2 min read

Who said this about love?

Love means wanting others to be happy.

In the language of the Buddha’s teachings, love - which is maitri (Sanskrit) or metta (Pali) - is the intention and capacity to offer joy and happiness.

Understanding is another name of love.

Thầy Nhất Hạnh taught us that to offer someone happiness, we need to understand them through looking and listening deeply. When we don't know what to do and what not to do to support our beloved's true happiness, we offer them something that they do not need. That is not love for it causes pain.


True love, Thầy continued to explain the teachings of Buddha, is the combination of loving kindness (matri), compassion, joy, and equanimity.

"These are the very nature of an enlightened person," Thầy wrote. "The four aspects of true love within ourselves and within everyone and everything."

Love is the recognition of oneness.

The recognition of the essence in yourself and in the other – not the form – is true love.

Eckhart Tolle told Oprah,

"when I meet people and interact with people, I see them on two levels or feel them on two levels. On one level, they are the form, which is the body and their psychological makeup. On another level, they are the consciousness that I also am, that pure essence."

Love is living in the recognition of that pure essence - an unwavering, unconditional, interconnected being-ness.

Love is patient, love is kind.

The Bible wrote that

"Love is patient, love is kind. It does not envy, it does not boast, it is not proud. It does not dishonor others, it is not self-seeking, it is not easily angered, it keeps no record of wrongs. Love does not delight in evil but rejoices with the truth. It always protects, always trusts, always hopes, always perseveres." (1 Corinthians 13: 4-7)

Love is a will to nurture spiritual growth.

M. Scott Peck wrote in The Road Less Traveled that

"Love is the will to extend one's self for the purpose of nurturing one's own or another's spiritual growth.

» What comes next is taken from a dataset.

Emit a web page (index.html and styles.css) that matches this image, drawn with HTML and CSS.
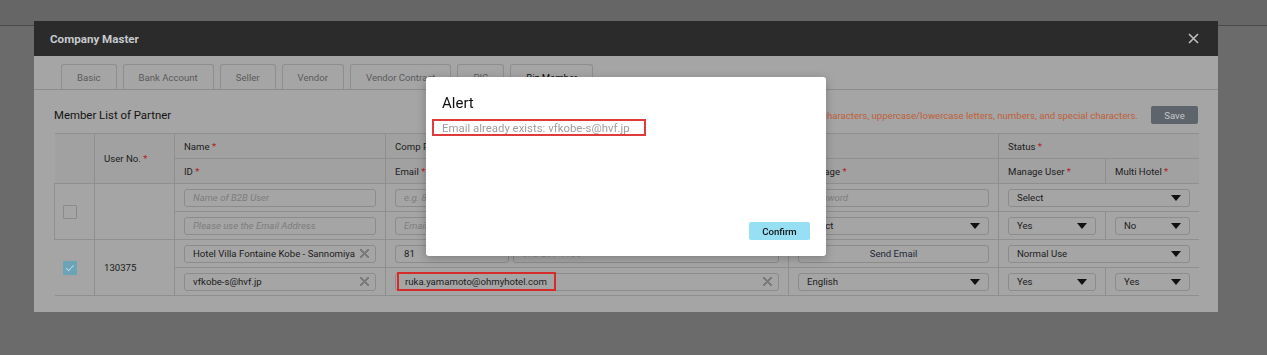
FILE: index.html
```html
<!DOCTYPE html>
<html lang="en">

<head>
    <meta charset="UTF-8">
    <meta name="viewport" content="width=device-width, initial-scale=1.0">
    <title>Company Master</title>
    <link rel="stylesheet" href="styles.css">
</head>

<body>
    <div class="page-top"></div>

    <div class="modal-layer">
        <div class="modal">
            <div class="modal-header">
                <span class="modal-title">Company Master</span>
                <button class="close-btn" aria-label="Close">
                    <svg width="11" height="11" viewBox="0 0 11 11">
                        <path d="M1 1L10 10M10 1L1 10" stroke="#bfbfbf" stroke-width="1.6" fill="none" />
                    </svg>
                </button>
            </div>

            <div class="tabs">
                <div class="tab">Basic</div>
                <div class="tab">Bank Account</div>
                <div class="tab">Seller</div>
                <div class="tab">Vendor</div>
                <div class="tab">Vendor Contract</div>
                <div class="tab">PIC</div>
                <div class="tab active">Biz Member</div>
            </div>

            <div class="modal-content">
                <div class="toolbar">
                    <h3 class="toolbar-title">Member List of Partner</h3>
                    <div class="toolbar-right">
                        <span class="notice">Password must contain at least 8 characters, uppercase/lowercase letters, numbers, and special characters.</span>
                        <button class="btn-save">Save</button>
                    </div>
                </div>

                <table class="member-table">
                    <colgroup>
                        <col class="w-check">
                        <col class="w-no">
                        <col class="w-name">
                        <col class="w-comp">
                        <col class="w-lang">
                        <col class="w-manage">
                        <col class="w-multi">
                    </colgroup>
                    <thead>
                        <tr>
                            <th rowspan="2"></th>
                            <th rowspan="2">User No. <span class="req">*</span></th>
                            <th>Name <span class="req">*</span></th>
                            <th>Comp Phone <span class="req">*</span></th>
                            <th></th>
                            <th colspan="2">Status <span class="req">*</span></th>
                        </tr>
                        <tr>
                            <th>ID <span class="req">*</span></th>
                            <th>Email <span class="req">*</span></th>
                            <th>Language <span class="req">*</span></th>
                            <th>Manage User <span class="req">*</span></th>
                            <th>Multi Hotel <span class="req">*</span></th>
                        </tr>
                    </thead>
                    <tbody>
                        <tr>
                            <td rowspan="2" class="cell-check"><span class="checkbox"></span></td>
                            <td rowspan="2" class="cell-no"></td>
                            <td><div class="field placeholder">Name of B2B User</div></td>
                            <td>
                                <div class="field-pair">
                                    <div class="field placeholder short">e.g. 81</div>
                                    <div class="field placeholder">e.g. 03-1234-5678</div>
                                </div>
                            </td>
                            <td><div class="field placeholder">Password</div></td>
                            <td colspan="2"><div class="field select">Select</div></td>
                        </tr>
                        <tr>
                            <td><div class="field placeholder">Please use the Email Address</div></td>
                            <td><div class="field placeholder">Email Address</div></td>
                            <td><div class="field select">Select</div></td>
                            <td><div class="field select">Yes</div></td>
                            <td><div class="field select">No</div></td>
                        </tr>
                        <tr class="member-start">
                            <td rowspan="2" class="cell-check"><span class="checkbox checked"></span></td>
                            <td rowspan="2" class="cell-no">130375</td>
                            <td><div class="field clearable">Hotel Villa Fontaine Kobe - Sannomiya</div></td>
                            <td>
                                <div class="field-pair">
                                    <div class="field short">81</div>
                                    <div class="field faint">078-291-1100</div>
                                </div>
                            </td>
                            <td><button class="btn-send">Send Email</button></td>
                            <td colspan="2"><div class="field select">Normal Use</div></td>
                        </tr>
                        <tr>
                            <td><div class="field clearable">vfkobe-s@hvf.jp</div></td>
                            <td><div class="field clearable"><span class="mark">ruka.yamamoto@ohmyhotel.com</span></div></td>
                            <td><div class="field select">English</div></td>
                            <td><div class="field select">Yes</div></td>
                            <td><div class="field select">Yes</div></td>
                        </tr>
                    </tbody>
                </table>
            </div>
        </div>
    </div>

    <div class="alert-layer">
        <div class="alert">
            <div class="alert-title">Alert</div>
            <div class="alert-msg">Email already exists: vfkobe-s@hvf.jp</div>
            <button class="btn-confirm">Confirm</button>
        </div>
    </div>
</body>

</html>
```

FILE: styles.css
```css
* {
    box-sizing: border-box;
}

body {
    margin: 0;
    background-color: #6b6b6b;
    font-family: Roboto, "Liberation Sans", sans-serif;
    color: #1c1c1c;
}

button {
    font-family: inherit;
    cursor: pointer;
}

/* page behind the dialogs */
.page-top {
    height: 26px;
    background-color: #666;
    border-bottom: 1px solid #4a4a4a;
}

.modal-layer {
    position: fixed;
    top: 0;
    left: 0;
    right: 0;
    bottom: 0;
    padding: 21px 0 0 34px;
}

.modal {
    width: 1184px;
    background-color: #a5a5a5;
}

.modal-header {
    height: 35px;
    background-color: #2b2b2b;
    display: flex;
    justify-content: space-between;
    align-items: center;
    padding: 0 19px 0 16px;
}

.modal-title {
    font-size: 11.6px;
    font-weight: bold;
    color: #c6c9cd;
}

.close-btn {
    background: none;
    border: none;
    padding: 0;
    display: flex;
}

/* tabs */
.tabs {
    display: flex;
    gap: 6px;
    padding: 8px 0 0 27px;
    border-bottom: 1px solid #8c8c8c;
}

.tab {
    height: 25px;
    padding: 0 15px;
    display: flex;
    align-items: center;
    font-size: 9.6px;
    color: #5b5b5b;
    border: 1px solid #8e8e8e;
    border-bottom: none;
    border-radius: 3px 3px 0 0;
}

.tab.active {
    color: #111;
}

/* content */
.modal-content {
    padding: 16px 20px 16px 20px;
}

.toolbar {
    height: 18px;
    display: flex;
    justify-content: space-between;
    align-items: center;
    margin-bottom: 9px;
}

.toolbar-title {
    margin: 0;
    font-size: 11.4px;
    font-weight: normal;
    color: #141414;
}

.toolbar-right {
    display: flex;
    align-items: center;
    gap: 13px;
}

.notice {
    font-size: 9.6px;
    color: #bf603a;
}

.btn-save {
    width: 47px;
    height: 18px;
    border: none;
    border-radius: 2px;
    background-color: #5e646c;
    color: #c3c6ca;
    font-size: 9.6px;
}

/* table */
.member-table {
    width: 1144px;
    border-collapse: collapse;
    table-layout: fixed;
    font-size: 9.6px;
    border-top: 1px solid #6a6a6a;
    border-bottom: 1px solid #6a6a6a;
}

.w-check { width: 40px; }
.w-no { width: 80px; }
.w-name { width: 211px; }
.w-comp { width: 403px; }
.w-lang { width: 210px; }
.w-manage { width: 107px; }
.w-multi { width: 93px; }

.member-table th,
.member-table td {
    border: 1px solid #8f8f8f;
    padding: 0 9px;
    text-align: left;
    font-weight: normal;
    color: #1c1c1c;
}

.member-table th:first-child,
.member-table td:first-child {
    border-left: none;
}

.member-table th:last-child,
.member-table td:last-child {
    border-right: none;
}

.member-table thead tr {
    height: 25px;
    background-color: #a1a1a1;
}

.member-table tbody tr {
    height: 28px;
}

.member-table tbody tr:not(.member-start) td:first-child {
    border-left: 1px solid #8f8f8f;
}

.member-table tbody tr td.cell-check {
    border-left: none;
}

.req {
    color: #b41c1c;
}

.cell-check {
    padding: 0 8px !important;
}

.checkbox {
    display: block;
    width: 14px;
    height: 14px;
    border: 1px solid #8a8a8a;
    border-radius: 1px;
}

.checkbox.checked {
    border: none;
    background-color: #6aa4b6;
    position: relative;
}

.checkbox.checked::after {
    content: "";
    position: absolute;
    left: 5px;
    top: 2px;
    width: 3px;
    height: 7px;
    border: solid #b9d6df;
    border-width: 0 1.5px 1.5px 0;
    transform: rotate(45deg);
}

/* form fields */
.field {
    height: 18px;
    border: 1px solid #8c8c8c;
    border-radius: 3px;
    padding: 0 8px;
    display: flex;
    align-items: center;
    white-space: nowrap;
    overflow: visible;
    font-size: 9.6px;
    color: #1c1c1c;
    flex: 1;
}

.field.placeholder {
    color: #7d7d7d;
    font-style: italic;
}

.field.faint {
    color: #8a8a8a;
}

.field.short {
    flex: 0 0 114px;
}

.field-pair {
    display: flex;
    gap: 4px;
}

.field.clearable,
.field.select {
    justify-content: space-between;
    padding-right: 6px;
}

.field.clearable::after {
    content: "";
    width: 9px;
    height: 9px;
    background:
        linear-gradient(45deg, transparent 42%, #7b7b7b 42%, #7b7b7b 58%, transparent 58%),
        linear-gradient(-45deg, transparent 42%, #7b7b7b 42%, #7b7b7b 58%, transparent 58%);
}

.field.select::after {
    content: "";
    border-left: 5px solid transparent;
    border-right: 5px solid transparent;
    border-top: 6px solid #111;
    margin-right: 2px;
}

.mark {
    height: 19px;
    display: flex;
    align-items: center;
    margin-left: -7px;
    padding: 0 7px 0 6px;
    border: 2px solid #d62b2b;
}

.btn-send {
    width: 100%;
    height: 18px;
    border: 1px solid #8c8c8c;
    border-radius: 3px;
    background: none;
    font-size: 9.6px;
    color: #1d2a38;
}

/* alert dialog */
.alert-layer {
    position: fixed;
    top: 0;
    left: 0;
    right: 0;
    bottom: 0;
    padding: 77px 0 0 426px;
}

.alert {
    width: 400px;
    height: 179px;
    background-color: #fff;
    border-radius: 3px;
    box-shadow: 0 2px 10px rgba(0, 0, 0, 0.25);
    padding: 17px 16px 16px 16px;
    display: flex;
    flex-direction: column;
}

.alert-title {
    font-size: 15px;
    line-height: 18px;
    color: #111;
}

.alert-msg {
    align-self: flex-start;
    margin: 7px 0 0 -10px;
    height: 17px;
    padding: 0 14px 0 8px;
    border: 2px solid #e03a3d;
    display: flex;
    align-items: center;
    font-size: 11.4px;
    color: #9e9e9e;
}

.btn-confirm {
    margin-top: auto;
    align-self: flex-end;
    width: 61px;
    height: 18px;
    border: none;
    border-radius: 2px;
    background-color: #97dff2;
    color: #111;
    font-size: 9.6px;
    font-weight: 500;
}
```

Love is as love does. Love is an act of will - namely, both an intention and an action. Will also implies choice. We do not have to love. We choose to love."

Love is a practice.

Erich Fromm then wrote,

“Love isn’t something natural. Rather it requires discipline, concentration, patience, faith, and the overcoming of narcissism. It isn’t a feeling, it’s a practice.”

We usually quote love from male thinkers. The problem is they think, while women historically have been the practitioners.

bell hooks pointed out in All About Love. 

Love is the capacity to offer joy. Love is the recognition of oneness. Love is the will to grow spiritually. Love is the understanding, the kindness, the patience that perseveres. It is hard to sum love up in a few sentences. In fact, love is not supposed to be pinned down.